I'm currently working on a use case using RandomForestRegressor
. To get training and test data separately based on one column, let's say Home, the dataframe was split into dictionary. Almost done with the modelling, but stuck in getting the feature importance for each of the key in dictionary (number of keys = 21). Please have a look at the codes below:
hp = pd.get_dummies(hp)
hp = {i: g for i, g in hp.set_index(["Home"]).groupby(level = [0])}
feature = {}; feature_train = {}; feature_test = {}
target = {}; target_train = {}; target_test = {}; target_pred = {}
importances = {}
for k, v in hp.items():
target[k] = np.array(v["HP"])
feature[k] = v.drop(["HP", "Corr"], axis = 1)
feature_list = list(feature[1].columns)
for k, v in zip(feature, target):
feature[k] = np.array(feature[v])
for k, v in zip(feature_train, target_train):
feature_train[k], feature_test[k], target_train[k], target_test[k] = train_test_split(
feature[v], target[v], test_size = 0.25, random_state = 42)
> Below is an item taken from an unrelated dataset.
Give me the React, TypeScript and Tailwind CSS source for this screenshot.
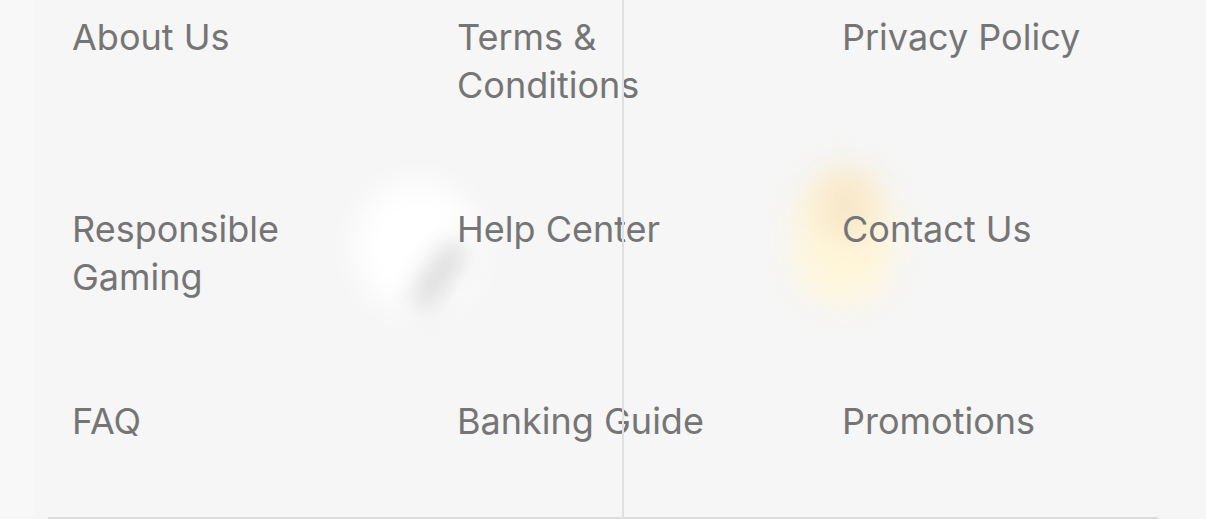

What I've tried after a help from Random Forest Feature Importance Chart using Python
for name, importance in zip(feature_list, list(rf.feature_importances_)):
print(name, "=", importance)
but this prints importance for only one of the dictionary (and I don't know which). What I want is to get it printed for all the keys in dictionary "importances". Thanks in advance!